Melville comedy opens season at NIU

Lawyers and clowns share the stage in the first play of the Northern Illinois University’s School of Theatre and Dance 2012-2013 season.

An adaptation of Herman Melville’s short story “Bartleby the Scrivener” runs Sept. 27 through 30 and Oct. 4 through 7 in the Stevens Building O’Connell Theatre.

The play centers on the quiet rebellion of a law office scribe named Bartleby. He is hired by a Manhattan lawyer to perform general secretarial tasks. Bartleby soon refuses to do any actual work but never seems to leave the office, which frustrates and confuses the other employees, especially his boss.

Guest director Josh Anderson said the theme of the show is the decisions one makes and how those decisions ultimately affect everyone.

Alexander Gelman, director of the School of Theatre and Dance, adapted Melville’s story for the stage.

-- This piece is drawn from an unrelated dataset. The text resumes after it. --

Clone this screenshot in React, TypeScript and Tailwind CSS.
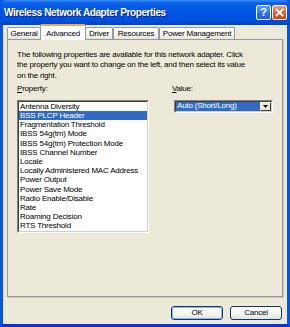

He is the artistic director for the Organic Theater Company, which premiered the play over the summer in Chicago and Naperville. Intended as a comedy by Melville, Gelman keeps the spirit of the story by referring to it as a clown show.

“Bartleby the Scrivener” came to NIU through a program in which students understudy the characters with the Organic over the summer and remount it as the first fall show of the season. The play was chosen with its suitability for NIU theater students specifically in mind.

Anderson was assistant director for the production over the summer, and he said the biggest difference between working with the Organic Theater Company and NIU students is the personalities of the actors.

“When you have a completely different cast, the actors will bring their own personalities,” Anderson said in a news release. “The personality of the actor always influences the way the character turns out.”

Mark Hespen plays one of two clowns in the show. He said the hardest part of the transition between an understudy and a performer was trying not to mimic the original actor’s technique. Despite the challenge of bringing individuality to the characters, he said the mentoring provided by the original actors was invaluable.

Hespen said the 90-minute play is shorter than most and has more action.